Park credits her experience at Syracuse Law for instilling a sense of independence in her that has continued throughout her legal career. It was her first time away from home, and it took some adjustment. Most of the students were from the East Coast with only a few from California. “And, it was so cold!” she says. “The heaviest coat I brought with me was a windbreaker. But, I made it through the obstacles, and I’m grateful that I succeeded in becoming a lawyer.”

After graduating, she did make it to New York City after all, working as an attorney for Sidley Austin LLP and Moses & Singer LLP, as well as corporate counsel for Atari.

But, in 2003, she and her husband decided it was time to move back to Los Angeles to be near family. Park took a job with Hallmark Media (operator of Hallmark Channels and owned by Hallmark Cards, Inc.), as an in-house counsel in charge of corporate and securities filings. Even after Hallmark Cards took the company private in 2016, Park stayed on and assumed an expanded role since she had learned so much about the company and entertainment law in the 13 years. Today, she is the senior vice president of legal and business affairs and assistant general counsel at Hallmark Media.

Leslie Park at her desk at Hallmark Media

“I enjoy being a full-fledged entertainment lawyer,” she says. “I know how a movie is made, the legal and real-life issues, intellectual property matters, how to handle talent and labor disputes, as well as how to comply with ever-changing privacy laws. Hallmark Media produces over 100 movies a year on a very tight schedule, and if something falls off the radar on my watch that impacts the business.”

Other responsibilities include negotiating different kinds of commercial agreements to support all aspects of Hallmark Media, including content acquisition, strategic alliance, software licenses, data processing agreements, IP licensing, and various types of vendor, consulting and service agreements, as well as advising management on legal issues related to entertainment and media law. She also deals with privacy and data security, advising on marketing initiatives, global procurement, and research and analysis of FCC and FTC rules.

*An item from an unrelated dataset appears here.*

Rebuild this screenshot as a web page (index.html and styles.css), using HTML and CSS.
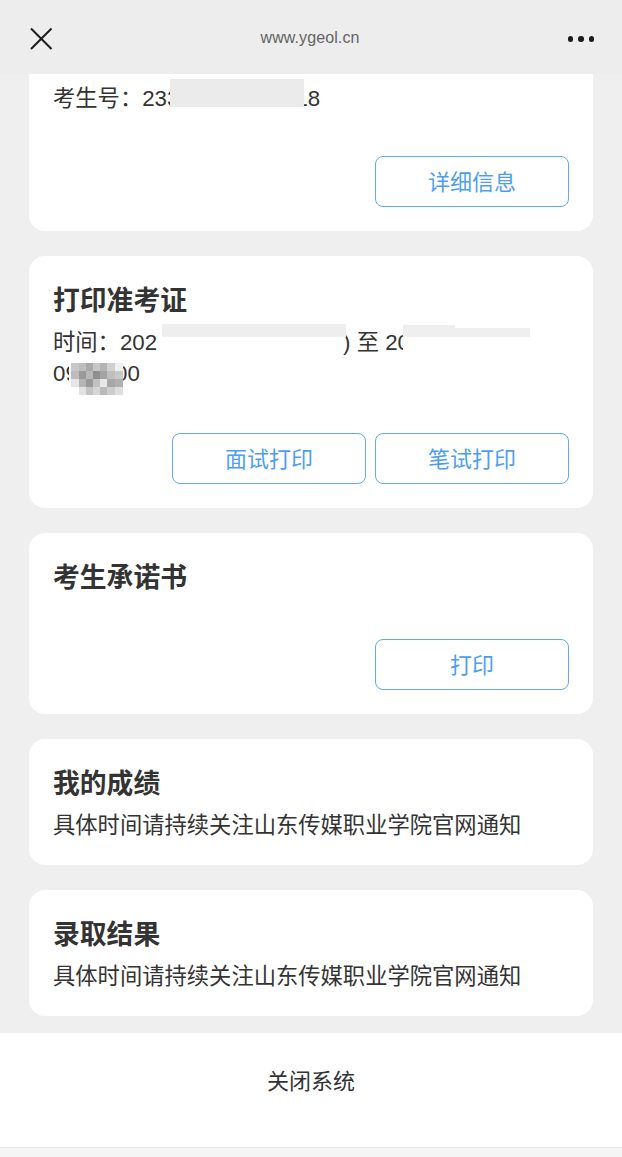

“Entertainment law is relatively new when you compare it to something like real estate law or estate planning. There is no set checklist on what to do, as the industry is constantly evolving…I like to look at my role as being a pioneer in figuring out this new way that people consume entertainment and the rules of not only entertainment law but the marketplace.”

Leslie Park L’95

The perks of the job are glamorous, too, as she has walked Hollywood’s red carpet, meeting celebrities like Florence Henderson, Jack Wagner and Rick Schroder, who have frequently appeared in Hallmark movies.

Entertainment law has certainly seen changes since she began working for Hallmark Media, particularly in the way the company produces and secures the amount of content needed to keep viewers watching its channels and streaming service 24 hours a day.

Leslie Park works in a conference room with her colleagues

“Early on it was just TV, VCRs or DVDs, but today content comes from all over the place. It used to be about working with just a handful of studios, but now there are so many different players in the space, from streaming services like Hulu and Netflix to independent producers and more,” says Park. “Entertainment law is relatively new when you compare it to something like real estate law or estate planning. There is no set checklist on what to do, as the industry is constantly evolving. Now, the same content is being sliced and diced into so many slivers so that providers can sell it both domestically and internationally, and that comes with a host of legalities. I like to look at my role as being a pioneer in figuring out this new way that people consume entertainment and the rules of not only entertainment law but the marketplace.”

“Watching that movie as a little girl, I dreamed of being a strong female lawyer,” she says. “I never dreamed then that I’d accomplish that by working in the entertainment business. I am thankful for the solid foundation Syracuse Law gave me that led to what I’ve accomplished in my career.”